EDIT- Oh, forgot to mention. This isn't a webcomic but rather a blog complaining about a webcomic, so I'll throw it out there anyway. XKCD sucks. I'm pretty neutral towards the comic, but for some reason some guy going into way too much detail about a comic strip that probably took five seconds to draw is both oddly funny and mesmerizing. Dude needs to make his own webcomic. I'd read that, hell yeah.


----------



## Jason-Kun

Ctrl+Alt+Del, The Meek, and Dream-Scar. I love all of them. The Meek and Dream-Scar are both relatively new though.


----------



## surskitty

xkcd, Lackadaisy Cats (pinged by mafia), Girl Genius (pinged by steampunk), Slightly Damned (pinged by decent characters and story, dissuaded by art but it's getting better), Order of the Stick, Erfworld, Phoenix Requiem (occasionally), The Meek (fuck yeah), Mokepon....


----------



## Yarnchu

How come only one person mentioned Brawl in the Family? What's wrong with you people?!!?! Right now they have a PW strip, so go check it out!

Also, Awkward Zombie, VGCats(only occasionally), and SUPER EFFECTIVE.


----------



## glitchedgamer

Mostly Super Effective and Awkward Zombie. Then there's whatever I stumble upon during some random journey through the World Wide Web.


----------



## ultraviolet

surskitty said:
			
		

> Lackadaisy Cats (pinged by mafia)


yaaaay someone else who reads it <3


			
				Butterfree said:
			
		

> I've been meaning to check out Lackadaisy for a while, if only because from those bits of it I've happened to see on fandomsecrets, it is really pretty and has kitties.

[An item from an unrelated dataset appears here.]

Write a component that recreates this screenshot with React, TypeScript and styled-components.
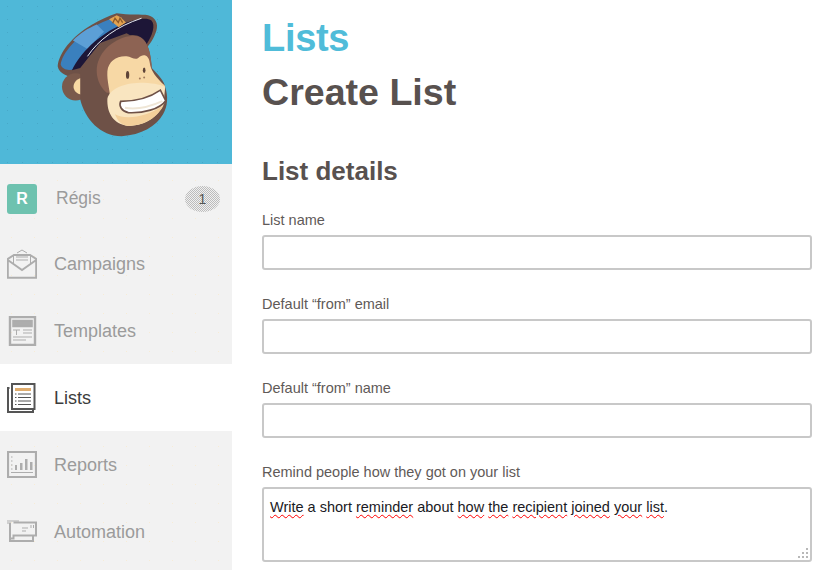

The art's really, really good and they're kittens that wear zoot suits in Prohibition era St. Louis.


----------



## surskitty

I've only been following it for a few weeks, but yes <3 Lackadaisy.  It's even awesome enough that, even though it updates infrequently, it always updates with multiple pages at one go.


----------



## Skroy

Oh yes, the rest of my list (aside from what I mentioned before: Exterminatus Now, Dandy & Co., VGCats & Super Effective):

Ozy & Millie - It ended, but I'm sure the creator has something up her sleeve.

Raine Dog - Created by the same person who made the above comic.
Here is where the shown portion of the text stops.